Mais expliquer une situation aussi inédite (pas de gouvernement dans une durée aussi longue suivi d’un gouvernement sans poids suffisant) ne peut s’expliquer seulement par des lubies de Macron ni par des arguments purement politiciens et électoraux.

Ce sont les intérêts des classes possédantes en France et d’abord la situation de celles-ci qui l’explique.

Macron et son ancien ministre de l’Economie Bruno Le Maire ont volé les caisses publiques au profit des capitalistes français bien au-delà de ce qu’il était possible de faire au point qu’un gouvernement « normal » devrait les traduire en justice et les faire arrêter ! Ils ont ruiné l’Etat français non pas pour des mois ou des années mais pour… toujours… Et les ponctions en termes de taxes et d’impôts que se propose Antoine Armand, nouveau ministre de l’Economie, ne sont que de la poudre aux yeux pour faire croire que la situation n’est pas aussi catastrophique et ne pas accuser le gouvernement précédent…

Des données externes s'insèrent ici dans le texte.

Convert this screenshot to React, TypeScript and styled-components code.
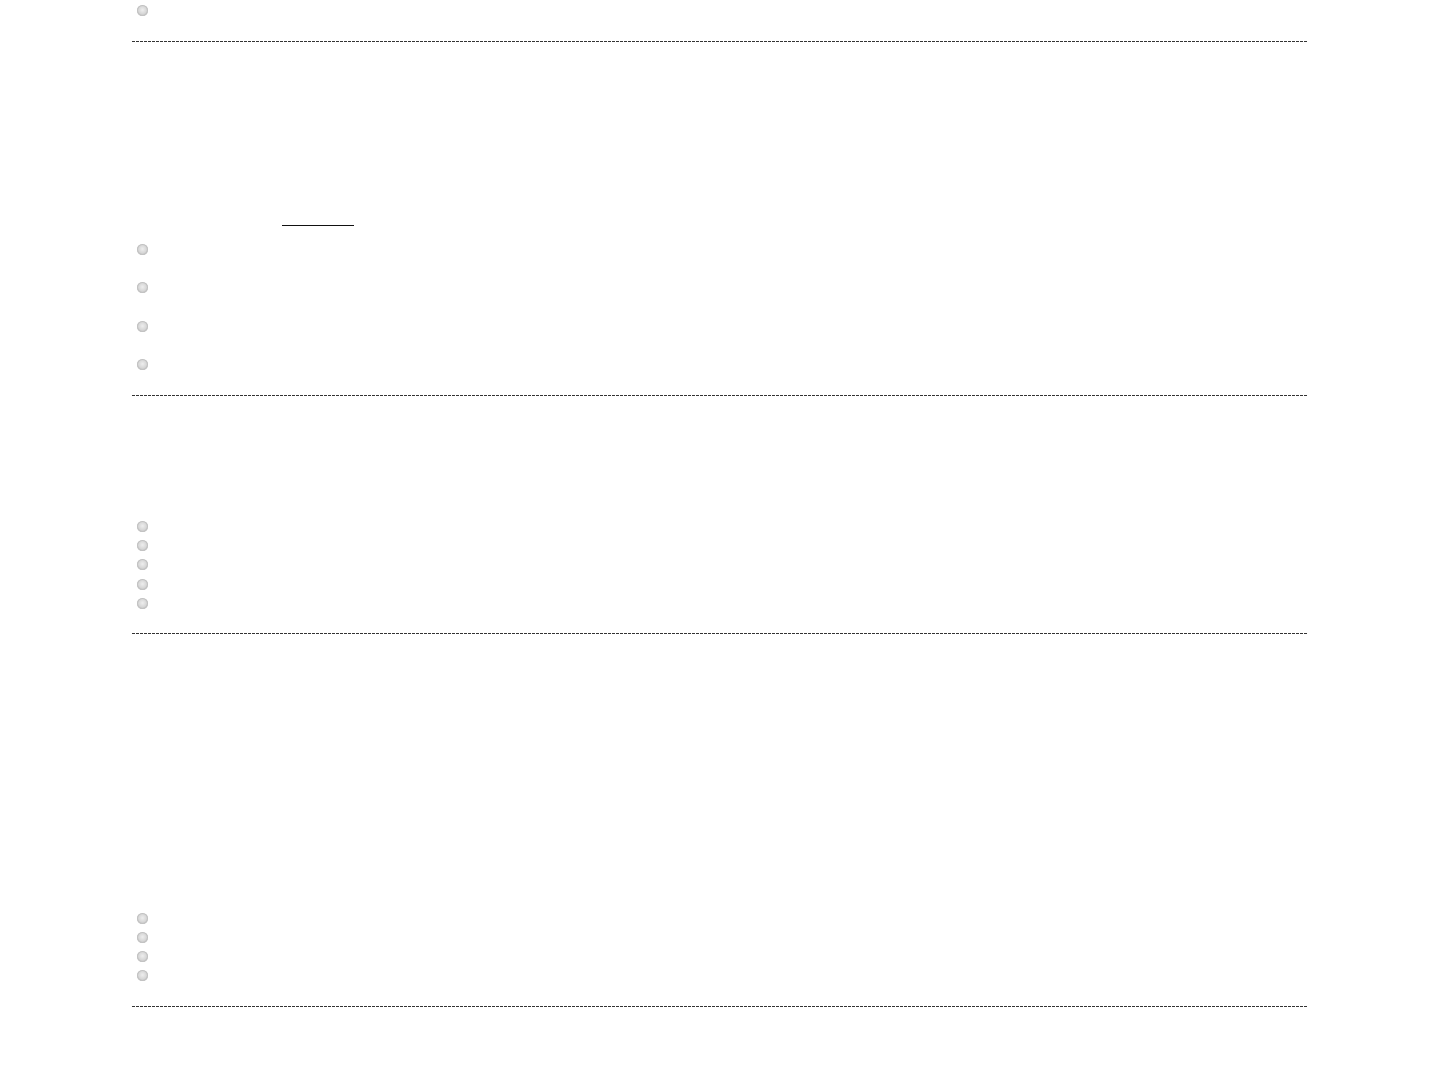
import React from "react";
import styled, { createGlobalStyle } from "styled-components";

const Global = createGlobalStyle`
  html, body { margin: 0; padding: 0; background: #ffffff; }
  body { font-family: "Liberation Sans", Arial, sans-serif; color: #ffffff; }
`;

const Page = styled.div`
  width: 1176px;
  margin-left: 132px;
  display: flex;
  flex-direction: column;
`;

const Section = styled.section<{ $top: number; $bottom: number }>`
  display: flex;
  flex-direction: column;
  padding-top: ${(p) => p.$top}px;
  padding-bottom: ${(p) => p.$bottom}px;
`;

const Rule = styled.hr`
  border: 0;
  margin: 0;
  height: 1px;
  background: repeating-linear-gradient(
    90deg,
    #333333 0,
    #333333 3px,
    transparent 3px,
    transparent 4px
  );
`;

const List = styled.ul<{ $gap: number }>`
  list-style: none;
  margin: 0;
  padding: 0;
  display: flex;
  flex-direction: column;
  gap: ${(p) => p.$gap}px;
`;

const Item = styled.li`
  display: flex;
  align-items: center;
  height: 11px;
  padding-left: 5px;
`;

const Bullet = styled.span`
  width: 11px;
  height: 11px;
  border-radius: 50%;
  box-sizing: border-box;
  background: radial-gradient(circle at 50% 45%, #eeeeee 0%, #d6d6d6 50%, #b4b4b4 85%, #c8c8c8 100%);
  box-shadow: inset 0 0 0 1px #c2c2c2;
`;

const Underline = styled.span`
  display: block;
  margin-left: 150px;
  width: 72px;
  height: 0;
  border-top: 1px solid #111111;
  margin-bottom: 18px;
`;

const Bullets: React.FC<{ count: number; gap: number }> = ({ count, gap }) => (
  <List $gap={gap}>
    {Array.from({ length: count }).map((_, i) => (
      <Item key={i}>
        <Bullet />
      </Item>
    ))}
  </List>
);

export default function App() {
  return (
    <>
      <Global />
      <Page>
        <Section $top={5} $bottom={25}>
          <Bullets count={1} gap={0} />
        </Section>
        <Rule />
        <Section $top={183} $bottom={25}>
          <Underline />
          <Bullets count={4} gap={27.33} />
        </Section>
        <Rule />
        <Section $top={125} $bottom={24}>
          <Bullets count={5} gap={8.25} />
        </Section>
        <Rule />
        <Section $top={279} $bottom={25}>
          <Bullets count={4} gap={8} />
        </Section>
        <Rule />
        <Section $top={60} $bottom={0} />
      </Page>
    </>
  );
}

La dette nationale n’est pas la dette du prolétariat. La faillite de l’Etat bourgeois peut être une chance pour le prolétariat, celle de détruire cet Etat.

Conclusion

C’est seulement envers les prolétariats et les opprimés des autres pays que nous pouvons avoir une dette, mais politique. Les populations africaines ont chassé l’armée française du Mali, Burkina Faso et Niger. D’autres révoltes anti-coloniales ont lieu à Mayotte et en Nouvelle-Calédonie : chassons donc les impérialistes français de Mayotte dans l’Océan indien, de la Martinique aux Antilles, de la Nouvelle-Calédonie dans le Pacifique. La faillite de l’Etat bourgeois français serait l’occasion de le renverser et de prendre le contrôle des banques, refusons de payer sa dette, comme le fit le prolétariat de Russie en 1917 !

Reconnaitre les dettes, c’est admettre qu’il était juste de sacrifier toute la population aux intérêts des seuls capitalistes par le « quoi qu’il en coûte », c’est se soumettre en esclavage sans même pouvoir réellement sauver le système social bien trop vermoulu pour être rafistolable.